Kıbrıs Cumhuriyeti’nde yapılan 22 Mayıs seçimlerinin kısa değerlendirmesi!

22 Mayıs'ta Kıbrıs'ın güneyinde yer alan seçimler, kitlelerin burjuva demokrasisine duydukları güvenin artan bir şekilde kaybolmaya başladığını gösterdi.

Bu seçimler, temsili demokrasinin giderek işlevini yitirdiğini giderek artan sayıda halk kitlelerinin burjuva politikacıların sözlerine itibar etmediklerini, seçilene kadar verilen vaatlerin tutulmadığının farkında olduklarını gösterdi.

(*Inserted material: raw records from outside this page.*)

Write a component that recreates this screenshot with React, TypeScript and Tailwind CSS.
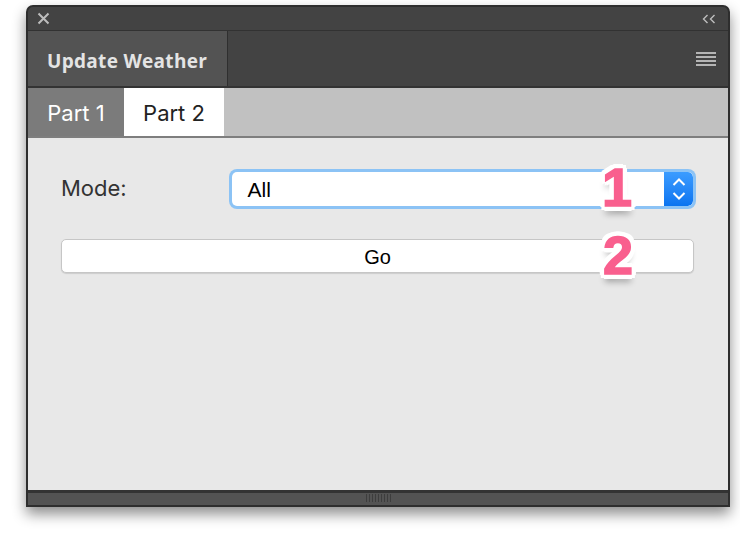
import { useState } from "react";

const badge =
  "absolute font-['Liberation_Sans',sans-serif] font-bold text-[54px] leading-none text-[#f95f8e] [-webkit-text-stroke:1.5px_#f95f8e] [text-shadow:3px_0_0_#fff,-3px_0_0_#fff,0_3px_0_#fff,0_-3px_0_#fff,2px_2px_0_#fff,-2px_2px_0_#fff,2px_-2px_0_#fff,-2px_-2px_0_#fff,5px_1px_0_#fff,-5px_1px_0_#fff,5px_-1px_0_#fff,-5px_-1px_0_#fff,1px_5px_0_#fff,-1px_5px_0_#fff,1px_-5px_0_#fff,-1px_-5px_0_#fff,4px_4px_0_#fff,-4px_4px_0_#fff,4px_-4px_0_#fff,-4px_-4px_0_#fff,0_8px_6px_rgba(0,0,0,0.3)]";

export default function App() {
  const [tab, setTab] = useState(2);
  const [mode, setMode] = useState("All");

  return (
    <div className="w-[740px] h-[538px] bg-white pt-[5px] pl-[26px] font-['Open_Sans',sans-serif]">
      <div className="w-[704px] h-[502px] border-2 border-[#2e2e2e] rounded-t-[7px] bg-[#434343] flex flex-col shadow-[0_7px_14px_rgba(0,0,0,0.45)] overflow-hidden">
        {/* title bar */}
        <div className="h-[24px] flex items-center justify-between px-[9px] border-b border-[#323232]">
          <svg width="13" height="13" viewBox="0 0 13 13" aria-hidden>
            <path d="M1.5 1.5l10 10M11.5 1.5l-10 10" stroke="#bdbdbd" strokeWidth="2" />
          </svg>
          <svg width="14" height="10" viewBox="0 0 14 10" aria-hidden className="mr-[3px]">
            <path d="M5.5 1L1.5 5l4 4M12.5 1l-4 4 4 4" stroke="#bdbdbd" strokeWidth="1.4" fill="none" />
          </svg>
        </div>

        {/* panel tab header */}
        <div className="h-[57px] flex border-b-2 border-[#333]">
          <div className="w-[200px] bg-[#535353] border-r border-[#2f2f2f] flex items-center pl-[19px] pt-[5px] text-[19px] font-bold text-[#e4e4e4] tracking-[0.3px]">
            Update Weather
          </div>
          <div className="flex-1 flex items-center justify-end pr-[12px]">
            <div className="flex flex-col gap-[2px]">
              <div className="w-[20px] h-[2px] bg-[#b5b5b5]" />
              <div className="w-[20px] h-[2px] bg-[#b5b5b5]" />
              <div className="w-[20px] h-[2px] bg-[#b5b5b5]" />
              <div className="w-[20px] h-[2px] bg-[#b5b5b5]" />
            </div>
          </div>
        </div>

        {/* sub tabs */}
        <div className="h-[50px] flex bg-[#c1c1c1] border-b-2 border-[#7e7e7e] font-['Inter',sans-serif] text-[22px]">
          <button
            onClick={() => setTab(1)}
            className={`w-[96px] pt-[3px] ${tab === 1 ? "bg-white text-[#222]" : "bg-[#7b7b7b] text-white"}`}
          >
            Part 1
          </button>
          <button
            onClick={() => setTab(2)}
            className={`w-[100px] pt-[3px] ${tab === 2 ? "bg-white text-[#222]" : "bg-[#7b7b7b] text-white"}`}
          >
            Part 2
          </button>
        </div>

        {/* content */}
        <div className="relative flex-1 bg-[#e8e8e8] pt-[31px] pl-[33px] pr-[32px] font-['Liberation_Sans',sans-serif]">
          <div className="flex items-center">
            <span className="w-[169px] text-[22px] text-[#333] font-['Inter',sans-serif] -mt-[2px]">Mode:</span>
            <div className="w-[468px] h-[40px] rounded-[8px] bg-[#8cc3f5] p-[3px]">
              <div className="h-full flex rounded-[5px] bg-white overflow-hidden">
                <div className="flex-1 flex items-center pl-[15px] pt-[2px] text-[21px] text-black">{mode}</div>
                <button
                  onClick={() => setMode(mode === "All" ? "Some" : "All")}
                  className="w-[29px] flex items-center justify-center bg-gradient-to-b from-[#3b9cff] to-[#0a74f0] rounded-r-[5px]"
                >
                  <svg width="16" height="26" viewBox="0 0 16 26" aria-hidden>
                    <path d="M2.5 9L8 3.5 13.5 9M2.5 17L8 22.5 13.5 17" stroke="#fff" strokeWidth="2" fill="none" />
                  </svg>
                </button>
              </div>
            </div>
          </div>

          <button className="mt-[30px] w-[633px] h-[34px] rounded-[5px] bg-white border border-[#c6c6c6] shadow-[0_1px_1px_rgba(0,0,0,0.12)] pt-[2px] text-[20px] text-black">
            Go
          </button>

          <span className={`${badge} left-[574px] top-[22px]`}>1</span>
          <span className={`${badge} left-[575px] top-[90px]`}>2</span>
        </div>

        {/* bottom grip */}
        <div className="h-[15px] border-t-[3px] border-[#333] bg-[#535353] flex justify-center">
          <div className="mt-[1px] flex gap-[2px]">
            {Array.from({ length: 9 }).map((_, i) => (
              <div key={i} className="w-[1px] h-[8px] bg-[#3d3d3d]" />
            ))}
          </div>
        </div>
      </div>
    </div>
  );
}
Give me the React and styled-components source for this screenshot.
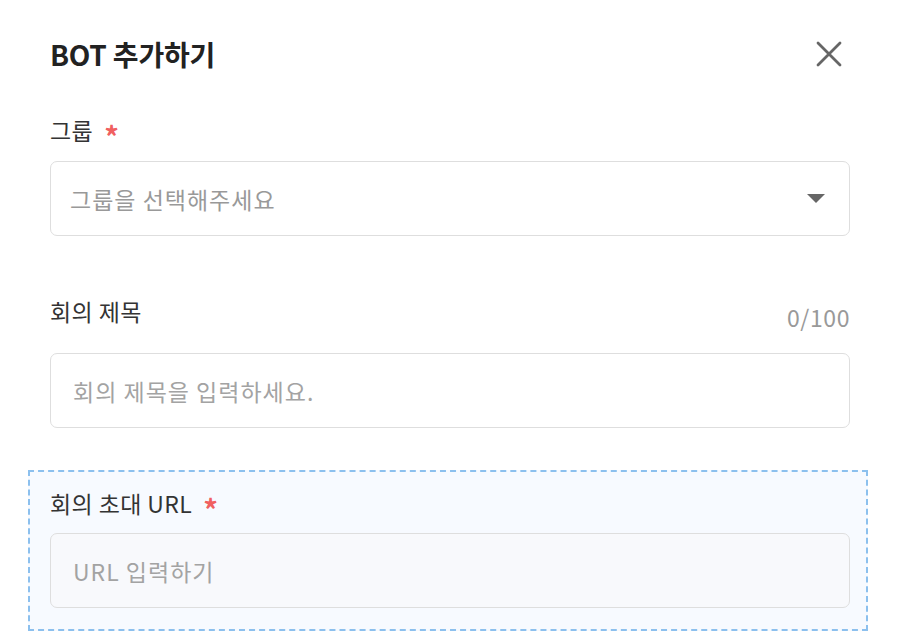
import styled, { createGlobalStyle } from "styled-components";

const GlobalStyle = createGlobalStyle`
  html, body {
    margin: 0;
    padding: 0;
    background: #ffffff;
  }
  body {
    font-family: "Noto Sans CJK KR", "Noto Sans", sans-serif;
    color: #333;
  }
  * {
    box-sizing: border-box;
  }
`;

const App = () => {
    return (
        <>
            <GlobalStyle />
            <Modal>
                <Header>
                    <Title>BOT 추가하기</Title>
                    <CloseButton aria-label="닫기">
                        <svg width="26" height="26" viewBox="0 0 26 26">
                            <path d="M2 2 L24 24 M24 2 L2 24" stroke="#666" strokeWidth="2.8" strokeLinecap="round" fill="none" />
                        </svg>
                    </CloseButton>
                </Header>

                <Field $top={37}>
                    <LabelRow>
                        <Label>그룹<Required>*</Required></Label>
                    </LabelRow>
                    <SelectBox>
                        <Placeholder>그룹을 선택해주세요</Placeholder>
                        <svg width="18" height="9" viewBox="0 0 18 9">
                            <path d="M0 0 H18 L9 9 Z" fill="#666" />
                        </svg>
                    </SelectBox>
                </Field>

                <Field $top={60}>
                    <LabelRow $gap={21}>
                        <Label>회의 제목</Label>
                        <Counter>0/100</Counter>
                    </LabelRow>
                    <TextInput placeholder="회의 제목을 입력하세요." />
                </Field>

                <DashedSection>
                    <LabelRow $gap={15}>
                        <Label>회의 초대 URL<Required>*</Required></Label>
                    </LabelRow>
                    <TextInput $tint placeholder="URL 입력하기" />
                </DashedSection>
            </Modal>
        </>
    );
}

const Modal = styled.div`
width: 900px;
height: 644px;
padding: 30px 50px 0 50px;
background: #fff;
overflow: hidden;
`;

const Header = styled.div`
display: flex;
align-items: center;
justify-content: space-between;
height: 48px;
`;

const Title = styled.h1`
margin: 0;
font-size: 28px;
font-weight: 700;
color: #222;
letter-spacing: -0.2px;
`;

const CloseButton = styled.button`
display: flex;
align-items: center;
justify-content: center;
width: 40px;
height: 40px;
margin-right: 1px;
padding: 0;
border: none;
background: none;
cursor: pointer;
`;

const Field = styled.div`
margin-top: ${(p) => p.$top}px;
`;

const LabelRow = styled.div`
display: flex;
align-items: flex-start;
justify-content: space-between;
margin-bottom: ${(p) => (p.$gap !== undefined ? p.$gap : 16)}px;
`;

const Label = styled.label`
display: flex;
align-items: center;
height: 30px;
font-size: 23px;
line-height: 30px;
letter-spacing: 0.4px;
color: #333;
`;

const Required = styled.span`
margin-left: 11px;
margin-top: 9px;
color: #f06060;
font-size: 29px;
font-weight: 700;
`;

const Counter = styled.span`
margin-top: 6px;
font-size: 23px;
line-height: 30px;
letter-spacing: 0.6px;
color: #999;
`;

const SelectBox = styled.div`
display: flex;
align-items: center;
justify-content: space-between;
height: 75px;
padding: 0 24px 0 19px;
border: 1.5px solid #dedede;
border-radius: 7px;
background: #fff;
cursor: pointer;
`;

const Placeholder = styled.span`
font-size: 23px;
letter-spacing: 1px;
color: #999;
`;

const TextInput = styled.input`
display: block;
width: 100%;
height: 75px;
padding: 0 22px;
border: 1.5px solid #dedede;
border-radius: 7px;
background: ${(p) => (p.$tint ? "#f8f9fc" : "#fff")};
font-family: "Noto Sans CJK KR", "Noto Sans", sans-serif;
font-size: 23px;
letter-spacing: 1px;
color: #333;
outline: none;

&::placeholder {
    color: #a3a3a3;
}
`;

const DashedSection = styled.div`
margin: 42px -18px 0 -22px;
padding: 16px 16px 21px 20px;
border: 2px dashed #8cc0ee;
background: #f7faff;
`;

export default App;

Geçen 5 yıllık dönemde hükümet eden AKEL ve DİSİ'nin halka vaat ettiklerinin hiçbirini yapmadıklarını, hatta tam tersi icraatlar içinde olduklarını gören kitlelerin önemli bir kesimi sandığa gitmemiştir. Gidenlerin de çoğu karşılarında güvenebilecekleri bir seçenek bulamadıkları için bu iki partiye oy vermek ve bunları her şeye rağmen birinci ve ikinci parti olarak sandıktan çıkarmak durumunda kalmışlardır. Bu arada aşırı sağ partilerin oy oranlarındaki artış, aslında sağın güçleniyor olmasından kaynaklanmamaktadır. Tersine sandığa gitmeyenlerin çok olması, oy kullananların azalması bu partilerin aldığı oy oranını gerçekte olması gerekenin üstüne çıkarmıştır.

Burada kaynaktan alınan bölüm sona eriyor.